>> Begin Information shown

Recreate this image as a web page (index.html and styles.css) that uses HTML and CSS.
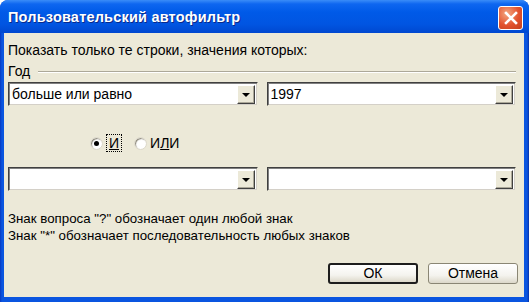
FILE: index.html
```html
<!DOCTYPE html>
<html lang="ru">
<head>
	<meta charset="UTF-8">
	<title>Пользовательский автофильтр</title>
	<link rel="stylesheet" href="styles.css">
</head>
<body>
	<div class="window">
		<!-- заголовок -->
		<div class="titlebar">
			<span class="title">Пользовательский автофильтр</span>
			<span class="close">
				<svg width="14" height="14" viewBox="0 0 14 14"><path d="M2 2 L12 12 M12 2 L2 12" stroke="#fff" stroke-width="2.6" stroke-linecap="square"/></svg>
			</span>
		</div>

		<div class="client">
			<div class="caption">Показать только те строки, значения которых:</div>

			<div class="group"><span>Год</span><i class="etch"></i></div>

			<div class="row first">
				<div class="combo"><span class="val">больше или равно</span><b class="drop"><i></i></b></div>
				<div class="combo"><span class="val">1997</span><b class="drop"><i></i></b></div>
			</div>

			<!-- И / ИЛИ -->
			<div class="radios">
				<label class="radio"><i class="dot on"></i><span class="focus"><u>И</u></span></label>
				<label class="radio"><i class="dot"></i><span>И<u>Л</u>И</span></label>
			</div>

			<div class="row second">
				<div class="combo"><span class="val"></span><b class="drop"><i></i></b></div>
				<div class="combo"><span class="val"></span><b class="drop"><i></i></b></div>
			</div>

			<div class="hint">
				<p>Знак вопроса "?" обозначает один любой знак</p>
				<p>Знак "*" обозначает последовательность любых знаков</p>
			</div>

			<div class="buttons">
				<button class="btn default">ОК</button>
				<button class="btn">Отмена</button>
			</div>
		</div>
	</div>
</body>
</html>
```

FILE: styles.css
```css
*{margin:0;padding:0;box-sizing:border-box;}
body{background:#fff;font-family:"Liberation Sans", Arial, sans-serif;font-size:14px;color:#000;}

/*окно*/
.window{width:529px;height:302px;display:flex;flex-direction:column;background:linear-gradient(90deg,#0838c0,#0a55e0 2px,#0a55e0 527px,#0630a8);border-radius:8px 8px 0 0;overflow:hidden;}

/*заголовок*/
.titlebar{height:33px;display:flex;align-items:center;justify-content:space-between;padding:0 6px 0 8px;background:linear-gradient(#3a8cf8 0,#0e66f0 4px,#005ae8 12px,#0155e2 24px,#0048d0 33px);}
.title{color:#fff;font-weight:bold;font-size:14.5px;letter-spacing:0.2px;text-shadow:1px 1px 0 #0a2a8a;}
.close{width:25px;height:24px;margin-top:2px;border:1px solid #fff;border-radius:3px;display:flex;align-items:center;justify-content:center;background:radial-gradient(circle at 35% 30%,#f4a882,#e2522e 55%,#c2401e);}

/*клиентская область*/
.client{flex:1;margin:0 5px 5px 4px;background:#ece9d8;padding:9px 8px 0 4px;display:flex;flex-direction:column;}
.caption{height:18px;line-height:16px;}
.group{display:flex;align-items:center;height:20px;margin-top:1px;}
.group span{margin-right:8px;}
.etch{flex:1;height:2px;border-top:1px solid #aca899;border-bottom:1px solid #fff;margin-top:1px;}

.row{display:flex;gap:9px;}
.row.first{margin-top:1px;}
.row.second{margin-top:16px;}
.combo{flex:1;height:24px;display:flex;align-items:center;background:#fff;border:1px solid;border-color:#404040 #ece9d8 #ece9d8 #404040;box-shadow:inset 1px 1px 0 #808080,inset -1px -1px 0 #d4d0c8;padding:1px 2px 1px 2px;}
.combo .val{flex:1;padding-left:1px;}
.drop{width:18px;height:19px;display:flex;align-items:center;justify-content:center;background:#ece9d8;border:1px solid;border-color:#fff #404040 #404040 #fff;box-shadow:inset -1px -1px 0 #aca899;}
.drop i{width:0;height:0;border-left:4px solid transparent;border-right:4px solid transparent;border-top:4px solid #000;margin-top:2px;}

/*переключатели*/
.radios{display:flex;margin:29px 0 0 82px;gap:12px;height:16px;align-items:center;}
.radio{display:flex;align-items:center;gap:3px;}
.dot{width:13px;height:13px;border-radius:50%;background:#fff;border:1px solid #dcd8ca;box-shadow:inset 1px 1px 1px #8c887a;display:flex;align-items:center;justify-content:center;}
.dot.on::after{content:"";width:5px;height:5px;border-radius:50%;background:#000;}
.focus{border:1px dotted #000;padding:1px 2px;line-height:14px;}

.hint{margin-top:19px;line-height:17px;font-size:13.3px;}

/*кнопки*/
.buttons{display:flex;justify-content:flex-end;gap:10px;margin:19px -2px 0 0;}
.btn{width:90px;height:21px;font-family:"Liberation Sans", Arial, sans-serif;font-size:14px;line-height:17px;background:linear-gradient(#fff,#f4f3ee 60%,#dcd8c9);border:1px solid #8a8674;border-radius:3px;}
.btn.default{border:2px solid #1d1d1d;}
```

>> End Information shown

### Objective
Copy the whole listing above word for word but do not carry over the pictures.

### Exercise answer
Recreate this image as a web page (index.html and styles.css) that uses HTML and CSS.
FILE: index.html
```html
<!DOCTYPE html>
<html lang="ru">
<head>
	<meta charset="UTF-8">
	<title>Пользовательский автофильтр</title>
	<link rel="stylesheet" href="styles.css">
</head>
<body>
	<div class="window">
		<!-- заголовок -->
		<div class="titlebar">
			<span class="title">Пользовательский автофильтр</span>
			<span class="close">
				<svg width="14" height="14" viewBox="0 0 14 14"><path d="M2 2 L12 12 M12 2 L2 12" stroke="#fff" stroke-width="2.6" stroke-linecap="square"/></svg>
			</span>
		</div>

		<div class="client">
			<div class="caption">Показать только те строки, значения которых:</div>

			<div class="group"><span>Год</span><i class="etch"></i></div>

			<div class="row first">
				<div class="combo"><span class="val">больше или равно</span><b class="drop"><i></i></b></div>
				<div class="combo"><span class="val">1997</span><b class="drop"><i></i></b></div>
			</div>

			<!-- И / ИЛИ -->
			<div class="radios">
				<label class="radio"><i class="dot on"></i><span class="focus"><u>И</u></span></label>
				<label class="radio"><i class="dot"></i><span>И<u>Л</u>И</span></label>
			</div>

			<div class="row second">
				<div class="combo"><span class="val"></span><b class="drop"><i></i></b></div>
				<div class="combo"><span class="val"></span><b class="drop"><i></i></b></div>
			</div>

			<div class="hint">
				<p>Знак вопроса "?" обозначает один любой знак</p>
				<p>Знак "*" обозначает последовательность любых знаков</p>
			</div>

			<div class="buttons">
				<button class="btn default">ОК</button>
				<button class="btn">Отмена</button>
			</div>
		</div>
	</div>
</body>
</html>
```

FILE: styles.css
```css
*{margin:0;padding:0;box-sizing:border-box;}
body{background:#fff;font-family:"Liberation Sans", Arial, sans-serif;font-size:14px;color:#000;}

/*окно*/
.window{width:529px;height:302px;display:flex;flex-direction:column;background:linear-gradient(90deg,#0838c0,#0a55e0 2px,#0a55e0 527px,#0630a8);border-radius:8px 8px 0 0;overflow:hidden;}

/*заголовок*/
.titlebar{height:33px;display:flex;align-items:center;justify-content:space-between;padding:0 6px 0 8px;background:linear-gradient(#3a8cf8 0,#0e66f0 4px,#005ae8 12px,#0155e2 24px,#0048d0 33px);}
.title{color:#fff;font-weight:bold;font-size:14.5px;letter-spacing:0.2px;text-shadow:1px 1px 0 #0a2a8a;}
.close{width:25px;height:24px;margin-top:2px;border:1px solid #fff;border-radius:3px;display:flex;align-items:center;justify-content:center;background:radial-gradient(circle at 35% 30%,#f4a882,#e2522e 55%,#c2401e);}

/*клиентская область*/
.client{flex:1;margin:0 5px 5px 4px;background:#ece9d8;padding:9px 8px 0 4px;display:flex;flex-direction:column;}
.caption{height:18px;line-height:16px;}
.group{display:flex;align-items:center;height:20px;margin-top:1px;}
.group span{margin-right:8px;}
.etch{flex:1;height:2px;border-top:1px solid #aca899;border-bottom:1px solid #fff;margin-top:1px;}

.row{display:flex;gap:9px;}
.row.first{margin-top:1px;}
.row.second{margin-top:16px;}
.combo{flex:1;height:24px;display:flex;align-items:center;background:#fff;border:1px solid;border-color:#404040 #ece9d8 #ece9d8 #404040;box-shadow:inset 1px 1px 0 #808080,inset -1px -1px 0 #d4d0c8;padding:1px 2px 1px 2px;}
.combo .val{flex:1;padding-left:1px;}
.drop{width:18px;height:19px;display:flex;align-items:center;justify-content:center;background:#ece9d8;border:1px solid;border-color:#fff #404040 #404040 #fff;box-shadow:inset -1px -1px 0 #aca899;}
.drop i{width:0;height:0;border-left:4px solid transparent;border-right:4px solid transparent;border-top:4px solid #000;margin-top:2px;}

/*переключатели*/
.radios{display:flex;margin:29px 0 0 82px;gap:12px;height:16px;align-items:center;}
.radio{display:flex;align-items:center;gap:3px;}
.dot{width:13px;height:13px;border-radius:50%;background:#fff;border:1px solid #dcd8ca;box-shadow:inset 1px 1px 1px #8c887a;display:flex;align-items:center;justify-content:center;}
.dot.on::after{content:"";width:5px;height:5px;border-radius:50%;background:#000;}
.focus{border:1px dotted #000;padding:1px 2px;line-height:14px;}

.hint{margin-top:19px;line-height:17px;font-size:13.3px;}

/*кнопки*/
.buttons{display:flex;justify-content:flex-end;gap:10px;margin:19px -2px 0 0;}
.btn{width:90px;height:21px;font-family:"Liberation Sans", Arial, sans-serif;font-size:14px;line-height:17px;background:linear-gradient(#fff,#f4f3ee 60%,#dcd8c9);border:1px solid #8a8674;border-radius:3px;}
.btn.default{border:2px solid #1d1d1d;}
```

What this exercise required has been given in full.